- _Task_
Reproduce the data in its entirety, exactly as supplied.
BEGIN
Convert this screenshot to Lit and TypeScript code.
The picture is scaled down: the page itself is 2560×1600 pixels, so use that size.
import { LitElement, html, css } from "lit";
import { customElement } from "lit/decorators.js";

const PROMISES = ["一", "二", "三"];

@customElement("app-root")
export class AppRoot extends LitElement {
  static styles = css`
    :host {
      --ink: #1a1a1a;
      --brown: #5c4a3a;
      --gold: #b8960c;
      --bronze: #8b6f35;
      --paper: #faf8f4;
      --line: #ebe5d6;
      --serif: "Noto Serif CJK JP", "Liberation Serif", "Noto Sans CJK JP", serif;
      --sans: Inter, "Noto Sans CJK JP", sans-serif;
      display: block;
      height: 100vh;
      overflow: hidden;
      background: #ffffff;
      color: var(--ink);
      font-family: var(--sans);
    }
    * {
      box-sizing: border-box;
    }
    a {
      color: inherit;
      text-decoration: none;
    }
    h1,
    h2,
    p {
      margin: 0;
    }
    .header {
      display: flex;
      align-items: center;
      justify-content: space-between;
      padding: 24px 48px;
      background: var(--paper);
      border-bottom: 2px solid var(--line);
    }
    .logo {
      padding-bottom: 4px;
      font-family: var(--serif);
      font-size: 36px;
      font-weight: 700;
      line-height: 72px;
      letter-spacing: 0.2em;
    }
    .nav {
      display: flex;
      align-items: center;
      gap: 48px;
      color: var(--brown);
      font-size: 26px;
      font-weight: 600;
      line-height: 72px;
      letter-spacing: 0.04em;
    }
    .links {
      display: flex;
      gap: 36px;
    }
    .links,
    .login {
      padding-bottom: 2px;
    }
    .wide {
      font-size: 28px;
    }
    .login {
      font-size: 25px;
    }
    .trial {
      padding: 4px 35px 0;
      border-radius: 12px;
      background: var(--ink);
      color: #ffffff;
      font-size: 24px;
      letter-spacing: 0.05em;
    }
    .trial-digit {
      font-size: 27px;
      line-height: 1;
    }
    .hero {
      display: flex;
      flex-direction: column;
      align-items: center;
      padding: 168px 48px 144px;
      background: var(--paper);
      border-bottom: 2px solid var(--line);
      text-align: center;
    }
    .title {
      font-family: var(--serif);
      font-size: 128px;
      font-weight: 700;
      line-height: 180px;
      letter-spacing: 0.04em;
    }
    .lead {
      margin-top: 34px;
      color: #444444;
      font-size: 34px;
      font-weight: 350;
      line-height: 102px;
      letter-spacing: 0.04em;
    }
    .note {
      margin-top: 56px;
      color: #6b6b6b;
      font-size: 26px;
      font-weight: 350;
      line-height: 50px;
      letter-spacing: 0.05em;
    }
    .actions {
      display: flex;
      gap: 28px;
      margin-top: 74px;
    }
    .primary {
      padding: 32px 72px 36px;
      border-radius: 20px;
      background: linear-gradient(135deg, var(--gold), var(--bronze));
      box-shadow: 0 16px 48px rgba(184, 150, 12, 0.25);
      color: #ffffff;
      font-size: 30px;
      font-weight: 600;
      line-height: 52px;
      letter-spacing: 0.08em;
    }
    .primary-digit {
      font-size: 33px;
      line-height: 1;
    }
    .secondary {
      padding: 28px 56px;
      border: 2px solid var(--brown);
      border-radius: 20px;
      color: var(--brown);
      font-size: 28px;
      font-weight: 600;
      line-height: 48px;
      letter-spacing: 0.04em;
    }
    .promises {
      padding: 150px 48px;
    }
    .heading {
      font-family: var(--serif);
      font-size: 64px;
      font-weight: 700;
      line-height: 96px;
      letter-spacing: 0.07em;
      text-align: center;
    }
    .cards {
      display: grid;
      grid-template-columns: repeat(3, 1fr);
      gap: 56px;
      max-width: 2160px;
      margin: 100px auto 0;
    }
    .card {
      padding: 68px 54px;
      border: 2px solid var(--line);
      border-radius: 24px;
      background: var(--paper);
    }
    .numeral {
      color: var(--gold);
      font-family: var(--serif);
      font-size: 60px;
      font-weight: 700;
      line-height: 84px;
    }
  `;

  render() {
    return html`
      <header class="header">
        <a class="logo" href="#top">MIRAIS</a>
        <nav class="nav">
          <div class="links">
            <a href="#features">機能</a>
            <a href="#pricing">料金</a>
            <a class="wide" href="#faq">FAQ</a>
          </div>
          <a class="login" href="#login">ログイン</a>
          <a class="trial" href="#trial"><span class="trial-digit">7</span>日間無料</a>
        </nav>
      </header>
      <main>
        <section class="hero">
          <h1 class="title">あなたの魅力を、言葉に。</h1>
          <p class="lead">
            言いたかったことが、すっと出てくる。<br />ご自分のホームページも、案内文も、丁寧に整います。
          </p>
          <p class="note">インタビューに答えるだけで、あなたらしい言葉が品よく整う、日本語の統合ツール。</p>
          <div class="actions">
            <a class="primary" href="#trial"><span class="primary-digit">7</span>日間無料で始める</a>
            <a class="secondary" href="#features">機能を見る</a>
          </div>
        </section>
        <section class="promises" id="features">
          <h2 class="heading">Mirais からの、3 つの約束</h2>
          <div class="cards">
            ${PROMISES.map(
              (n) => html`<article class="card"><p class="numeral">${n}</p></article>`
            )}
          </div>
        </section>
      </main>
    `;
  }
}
END
- _Final result_
Convert this screenshot to Lit and TypeScript code.
The picture is scaled down: the page itself is 2560×1600 pixels, so use that size.
import { LitElement, html, css } from "lit";
import { customElement } from "lit/decorators.js";

const PROMISES = ["一", "二", "三"];

@customElement("app-root")
export class AppRoot extends LitElement {
  static styles = css`
    :host {
      --ink: #1a1a1a;
      --brown: #5c4a3a;
      --gold: #b8960c;
      --bronze: #8b6f35;
      --paper: #faf8f4;
      --line: #ebe5d6;
      --serif: "Noto Serif CJK JP", "Liberation Serif", "Noto Sans CJK JP", serif;
      --sans: Inter, "Noto Sans CJK JP", sans-serif;
      display: block;
      height: 100vh;
      overflow: hidden;
      background: #ffffff;
      color: var(--ink);
      font-family: var(--sans);
    }
    * {
      box-sizing: border-box;
    }
    a {
      color: inherit;
      text-decoration: none;
    }
    h1,
    h2,
    p {
      margin: 0;
    }
    .header {
      display: flex;
      align-items: center;
      justify-content: space-between;
      padding: 24px 48px;
      background: var(--paper);
      border-bottom: 2px solid var(--line);
    }
    .logo {
      padding-bottom: 4px;
      font-family: var(--serif);
      font-size: 36px;
      font-weight: 700;
      line-height: 72px;
      letter-spacing: 0.2em;
    }
    .nav {
      display: flex;
      align-items: center;
      gap: 48px;
      color: var(--brown);
      font-size: 26px;
      font-weight: 600;
      line-height: 72px;
      letter-spacing: 0.04em;
    }
    .links {
      display: flex;
      gap: 36px;
    }
    .links,
    .login {
      padding-bottom: 2px;
    }
    .wide {
      font-size: 28px;
    }
    .login {
      font-size: 25px;
    }
    .trial {
      padding: 4px 35px 0;
      border-radius: 12px;
      background: var(--ink);
      color: #ffffff;
      font-size: 24px;
      letter-spacing: 0.05em;
    }
    .trial-digit {
      font-size: 27px;
      line-height: 1;
    }
    .hero {
      display: flex;
      flex-direction: column;
      align-items: center;
      padding: 168px 48px 144px;
      background: var(--paper);
      border-bottom: 2px solid var(--line);
      text-align: center;
    }
    .title {
      font-family: var(--serif);
      font-size: 128px;
      font-weight: 700;
      line-height: 180px;
      letter-spacing: 0.04em;
    }
    .lead {
      margin-top: 34px;
      color: #444444;
      font-size: 34px;
      font-weight: 350;
      line-height: 102px;
      letter-spacing: 0.04em;
    }
    .note {
      margin-top: 56px;
      color: #6b6b6b;
      font-size: 26px;
      font-weight: 350;
      line-height: 50px;
      letter-spacing: 0.05em;
    }
    .actions {
      display: flex;
      gap: 28px;
      margin-top: 74px;
    }
    .primary {
      padding: 32px 72px 36px;
      border-radius: 20px;
      background: linear-gradient(135deg, var(--gold), var(--bronze));
      box-shadow: 0 16px 48px rgba(184, 150, 12, 0.25);
      color: #ffffff;
      font-size: 30px;
      font-weight: 600;
      line-height: 52px;
      letter-spacing: 0.08em;
    }
    .primary-digit {
      font-size: 33px;
      line-height: 1;
    }
    .secondary {
      padding: 28px 56px;
      border: 2px solid var(--brown);
      border-radius: 20px;
      color: var(--brown);
      font-size: 28px;
      font-weight: 600;
      line-height: 48px;
      letter-spacing: 0.04em;
    }
    .promises {
      padding: 150px 48px;
    }
    .heading {
      font-family: var(--serif);
      font-size: 64px;
      font-weight: 700;
      line-height: 96px;
      letter-spacing: 0.07em;
      text-align: center;
    }
    .cards {
      display: grid;
      grid-template-columns: repeat(3, 1fr);
      gap: 56px;
      max-width: 2160px;
      margin: 100px auto 0;
    }
    .card {
      padding: 68px 54px;
      border: 2px solid var(--line);
      border-radius: 24px;
      background: var(--paper);
    }
    .numeral {
      color: var(--gold);
      font-family: var(--serif);
      font-size: 60px;
      font-weight: 700;
      line-height: 84px;
    }
  `;

  render() {
    return html`
      <header class="header">
        <a class="logo" href="#top">MIRAIS</a>
        <nav class="nav">
          <div class="links">
            <a href="#features">機能</a>
            <a href="#pricing">料金</a>
            <a class="wide" href="#faq">FAQ</a>
          </div>
          <a class="login" href="#login">ログイン</a>
          <a class="trial" href="#trial"><span class="trial-digit">7</span>日間無料</a>
        </nav>
      </header>
      <main>
        <section class="hero">
          <h1 class="title">あなたの魅力を、言葉に。</h1>
          <p class="lead">
            言いたかったことが、すっと出てくる。<br />ご自分のホームページも、案内文も、丁寧に整います。
          </p>
          <p class="note">インタビューに答えるだけで、あなたらしい言葉が品よく整う、日本語の統合ツール。</p>
          <div class="actions">
            <a class="primary" href="#trial"><span class="primary-digit">7</span>日間無料で始める</a>
            <a class="secondary" href="#features">機能を見る</a>
          </div>
        </section>
        <section class="promises" id="features">
          <h2 class="heading">Mirais からの、3 つの約束</h2>
          <div class="cards">
            ${PROMISES.map(
              (n) => html`<article class="card"><p class="numeral">${n}</p></article>`
            )}
          </div>
        </section>
      </main>
    `;
  }
}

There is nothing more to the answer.